En ciertos aspectos, manejar motocicleta es lo más cercano que ofrece nuestra vida actual a la experiencia del caballero medieval: yelmo protector (ok, ahora se le llama « casco »), brioso corcel y la posibilidad de correr velozmente hacia nuevas aventuras.
Sin embargo, y tal vez por eso, la moto es el vehículo huérfano en toda política de movilidad en la ciudad de Quito. Hay corredores prioritarios, pero son para los buses o para las bicicletas. Las motos tienen terminantemente prohibido utilizar las ciclovías.
Ocupamos mucho menos espacio que un carro en las vías, pero igual tenemos pico y placa. No tenemos lugares dedicados para parquear (y si te parqueas en la vereda porque viste que las motos de la policía así lo hacen, corres el riesgo de encontrarte con una calcomanía que te anuncia una multa).
Los espacios dedicados a las motos en los estacionamientos de los centros comerciales y otros lugares públicos son esquinas sistemáticamente pequeñas, donde no se sacrifican nunca más de dos espacios para carros, cuando no te envían a rincones oscuros y alejados de las puertas.
Sin embargo, la moto, además de su lado heroico ya mencionado, también es el instrumento de trabajo de innumerables mensajeros, obreros sobre ruedas que se desplazan por la ciudad en su febril actividad de entregar mensajes y pedidos, manejando – es cierto- de manera a veces imprudente.

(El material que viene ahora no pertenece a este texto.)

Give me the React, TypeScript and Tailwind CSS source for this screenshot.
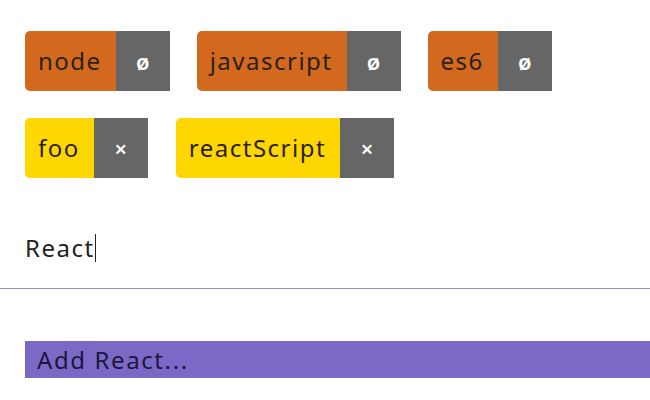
import React from 'react';

type Tag = { label: string; kind: 'fixed' | 'removable' };

const fixedTags: Tag[] = [
  { label: 'node', kind: 'fixed' },
  { label: 'javascript', kind: 'fixed' },
  { label: 'es6', kind: 'fixed' },
];

const userTags: Tag[] = [
  { label: 'foo', kind: 'removable' },
  { label: 'reactScript', kind: 'removable' },
];

function TagChip({ tag }: { tag: Tag }) {
  const fixed = tag.kind === 'fixed';
  return (
    <div className="flex h-[60px]">
      <span
        className={`flex items-center rounded-l-[5px] pl-[13px] pr-[14px] text-[24px] tracking-[1.5px] text-[#2a2118] ${
          fixed ? 'bg-[#d2691e]' : 'bg-[#ffd700]'
        }`}
      >
        {tag.label}
      </span>
      <button className="flex w-[54px] items-center justify-center bg-[#666666] text-[22px] font-semibold text-white">
        {fixed ? 'ø' : '×'}
      </button>
    </div>
  );
}

export default function App() {
  return (
    <div
      className="h-[400px] w-[650px] overflow-hidden bg-white"
      style={{ fontFamily: '"Noto Sans", "Open Sans", sans-serif' }}
    >
      <div className="flex flex-col gap-[27px] pl-[25px] pt-[31px]">
        <div className="flex gap-[27px]">
          {fixedTags.map((t) => (
            <TagChip key={t.label} tag={t} />
          ))}
        </div>
        <div className="flex gap-[28px]">
          {userTags.map((t) => (
            <TagChip key={t.label} tag={t} />
          ))}
        </div>
      </div>

      {/* input */}
      <div className="mt-[40px] flex h-[71px] items-start border-b-[1.5px] border-[#9a8fd2] pl-[25px] pt-[14px]">
        <span className="text-[24px] leading-[32px] tracking-[1.5px] text-[#222]">React</span>
        <span className="mt-[2px] h-[28px] w-px bg-[#222]" />
      </div>

      {/* suggestion */}
      <div className="mt-[52px] pl-[25px]">
        <div className="flex h-[37px] items-center bg-[#7b69c5] pl-[12px] text-[24px] tracking-[1.6px] text-[#1c1640]">
          Add React...
        </div>
      </div>
    </div>
  );
}
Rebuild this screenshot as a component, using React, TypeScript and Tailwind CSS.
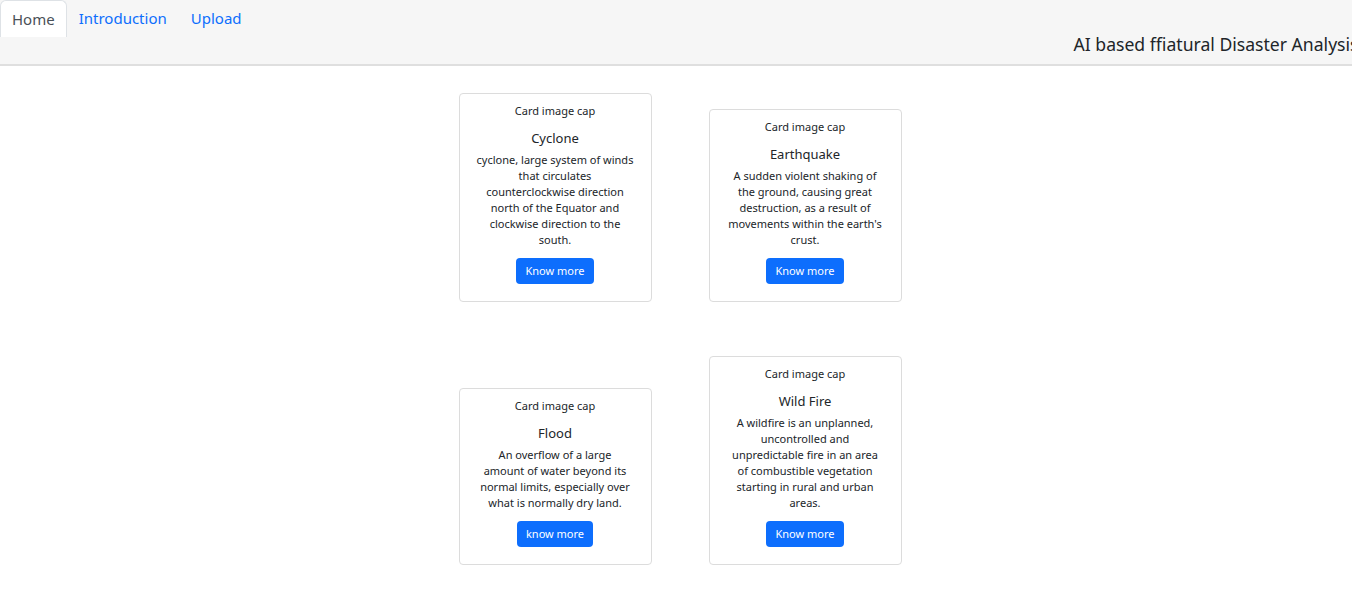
import React from "react";

type CardProps = { title: string; lines: string[]; button: string };

function Card({ title, lines, button }: CardProps) {
  return (
    <div className="w-[193px] border border-[#dcdcdc] rounded-[4px] bg-white px-3 pt-[9px] pb-[17px] flex flex-col items-center text-center text-[#212529]">
      <div className="text-[11px] leading-[16px]">Card image cap</div>
      <div className="mt-[9px] text-[13px] leading-[20px]">{title}</div>
      <div className="mt-[4px] text-[11px] leading-[16px] whitespace-nowrap">
        {lines.map((l, i) => (
          <div key={i}>{l}</div>
        ))}
      </div>
      <button className="mt-[10px] h-[26px] px-[9px] rounded-[4px] bg-[#0d6efd] text-white text-[11px] leading-[16px]">
        {button}
      </button>
    </div>
  );
}

export default function App() {
  return (
    <div
      className="w-[1352px] min-h-[605px] overflow-hidden bg-white"
      style={{ fontFamily: '"Noto Sans", "Open Sans", sans-serif' }}
    >
      <header className="h-[66px] bg-[#f6f6f6] border-b-2 border-[#dfdfdf] flex items-start">
        <nav className="flex items-start text-[15px] shrink-0">
          <div className="h-[37px] px-[11px] flex items-center bg-white border border-[#dee2e6] border-b-0 rounded-t-[6px] text-[#495057]">
            Home
          </div>
          <div className="h-[37px] px-3 flex items-center text-[#0d6efd]">Introduction</div>
          <div className="h-[37px] px-3 flex items-center text-[#0d6efd]">Upload</div>
        </nav>
        <div className="ml-[820px] mt-[31px] shrink-0 whitespace-nowrap text-[17.6px] leading-[26px] text-[#212529]">
          AI based ffiatural Disaster Analysis
        </div>
      </header>
      <main className="flex flex-col items-center pt-[27px] pl-[8px] gap-[54px]">
        <div className="flex items-end gap-[57px]">
          <Card
            title="Cyclone"
            lines={[
              "cyclone, large system of winds",
              "that circulates",
              "counterclockwise direction",
              "north of the Equator and",
              "clockwise direction to the",
              "south.",
            ]}
            button="Know more"
          />
          <Card
            title="Earthquake"
            lines={[
              "A sudden violent shaking of",
              "the ground, causing great",
              "destruction, as a result of",
              "movements within the earth's",
              "crust.",
            ]}
            button="Know more"
          />
        </div>
        <div className="flex items-end gap-[57px]">
          <Card
            title="Flood"
            lines={[
              "An overflow of a large",
              "amount of water beyond its",
              "normal limits, especially over",
              "what is normally dry land.",
            ]}
            button="know more"
          />
          <Card
            title="Wild Fire"
            lines={[
              "A wildfire is an unplanned,",
              "uncontrolled and",
              "unpredictable fire in an area",
              "of combustible vegetation",
              "starting in rural and urban",
              "areas.",
            ]}
            button="Know more"
          />
        </div>
      </main>
    </div>
  );
}
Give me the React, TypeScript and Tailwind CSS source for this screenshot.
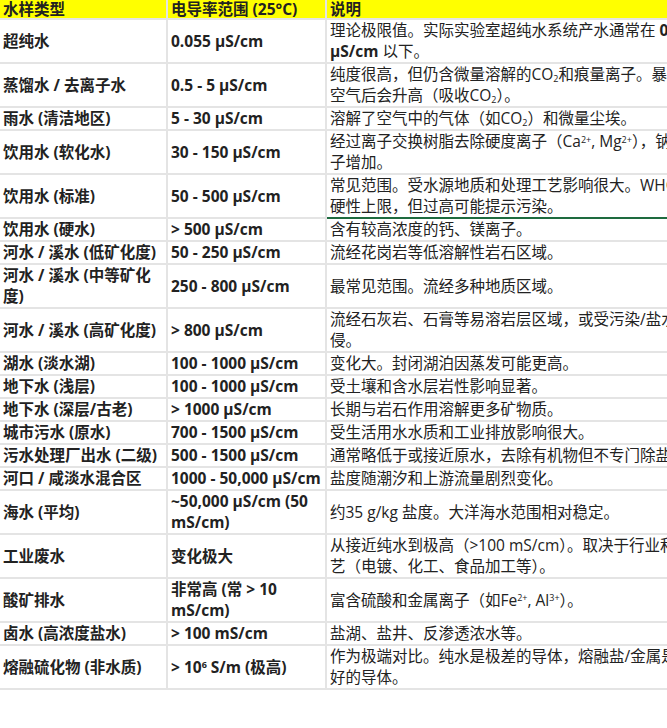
const rows: [string, React.ReactNode, React.ReactNode, boolean?][] = [
  ['超纯水', '0.055 μS/cm', <>理论极限值。实际实验室超纯水系统产水通常在 <b>0.1 μS/cm</b> 以下。</>],
  ['蒸馏水 / 去离子水', '0.5 - 5 μS/cm', <>纯度很高，但仍含微量溶解的CO<sub>2</sub>和痕量离子。暴露空气后会升高（吸收CO<sub>2</sub>）。</>],
  ['雨水 (清洁地区)', '5 - 30 μS/cm', <>溶解了空气中的气体（如CO<sub>2</sub>）和微量尘埃。</>],
  ['饮用水 (软化水)', '30 - 150 μS/cm', <>经过离子交换树脂去除硬度离子（Ca<sup>2+</sup>, Mg<sup>2+</sup>），钠离子增加。</>],
  ['饮用水 (标准)', '50 - 500 μS/cm', '常见范围。受水源地质和处理工艺影响很大。WHO无硬性上限，但过高可能提示污染。', true],
  ['饮用水 (硬水)', '> 500 μS/cm', '含有较高浓度的钙、镁离子。'],
  ['河水 / 溪水 (低矿化度)', '50 - 250 μS/cm', '流经花岗岩等低溶解性岩石区域。'],
  ['河水 / 溪水 (中等矿化度)', '250 - 800 μS/cm', '最常见范围。流经多种地质区域。'],
  ['河水 / 溪水 (高矿化度)', '> 800 μS/cm', '流经石灰岩、石膏等易溶岩层区域，或受污染/盐水入侵。'],
  ['湖水 (淡水湖)', '100 - 1000 μS/cm', '变化大。封闭湖泊因蒸发可能更高。'],
  ['地下水 (浅层)', '100 - 1000 μS/cm', '受土壤和含水层岩性影响显著。'],
  ['地下水 (深层/古老)', '> 1000 μS/cm', '长期与岩石作用溶解更多矿物质。'],
  ['城市污水 (原水)', '700 - 1500 μS/cm', '受生活用水水质和工业排放影响很大。'],
  ['污水处理厂出水 (二级)', '500 - 1500 μS/cm', '通常略低于或接近原水，去除有机物但不专门除盐。'],
  ['河口 / 咸淡水混合区', '1000 - 50,000 μS/cm', '盐度随潮汐和上游流量剧烈变化。'],
  ['海水 (平均)', '~50,000 μS/cm (50 mS/cm)', '约35 g/kg 盐度。大洋海水范围相对稳定。'],
  ['工业废水', '变化极大', '从接近纯水到极高（>100 mS/cm）。取决于行业和工艺（电镀、化工、食品加工等）。'],
  ['酸矿排水', '非常高 (常 > 10 mS/cm)', <>富含硫酸和金属离子（如Fe<sup>2+</sup>, Al<sup>3+</sup>）。</>],
  ['卤水 (高浓度盐水)', '> 100 mS/cm', '盐湖、盐井、反渗透浓水等。'],
  ['熔融硫化物 (非水质)', <>&gt; 10<sup>6</sup> S/m (极高)</>, '作为极端对比。纯水是极差的导体，熔融盐/金属是极好的导体。'],
];

export default function App() {
  const cell = 'border-2 border-[#e4e4e4] px-[3px] py-0 align-middle';
  return (
    <div className="w-[667px] h-[728px] overflow-hidden bg-white" style={{ fontFamily: '"Open Sans", "Noto Sans CJK SC", sans-serif' }}>
      <table className="border-collapse table-fixed w-[700px] -mt-[2px] -ml-[2px] text-[15.5px] leading-[21px] text-[#222] [&_sub]:text-[9px] [&_sup]:text-[9px]">
        <colgroup>
          <col className="w-[168px]" />
          <col className="w-[159px]" />
          <col className="w-[373px]" />
        </colgroup>
        <thead>
          <tr className="bg-[#ffff00] font-bold text-left">
            <th className={cell + ' leading-[18px]'}>水样类型</th>
            <th className={cell + ' leading-[18px]'}>电导率范围 (25°C)</th>
            <th className={cell + ' leading-[18px]'}>说明</th>
          </tr>
        </thead>
        <tbody>
          {rows.map(([a, b, c, hl], i) => (
            <tr key={i}>
              <td className={cell + ' font-bold'}>{a}</td>
              <td className={cell + ' font-bold'}>{b}</td>
              <td className={cell + (hl ? ' !border-[#1e6b3f]' : '')}>{c}</td>
            </tr>
          ))}
        </tbody>
      </table>
    </div>
  );
}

Pese a esta dimensión laboriosa, que hubiera podido convertirla en símbolo utilizado por algún político populista, la moto mantiene su mala fama: vehículo preferido por los sicarios, tiene también la reputación de ser muy peligrosa para el que la conduce.
Hay que reconocer que el estilo de conducción de muchos colegas motociclistas es a veces arriesgado y que la potencia de tu cabalgadura es a veces una tentación para acelerar ese poquito más que te pone realmente en peligro. Por lo mismo, debería haber una política vial diseñada especialmente para las motocicletas, que no consista solamente en detener sistemáticamente a todo motociclista para examinar sus papeles en los escasos operativos de la Policía Metropolitana o Nacional.
Sospecho que esta discriminación está anclada en la envidia del automovilista trabado en un embotellamiento, cuando ve pasar a su costado a una moto que logra adelantar una larga fila de carros que avanzan a paso de tortuga o del pasajero del bus, de pie y apretado contra la ventana por otros pasajeros, que cruza brevemente la mirada con el motociclista que va adelantando lenta, pero inexorablemente a su medio de transporte. Tal vez de eso se trate: el motero es libre, y por eso, le hacen pagar caro su libertad.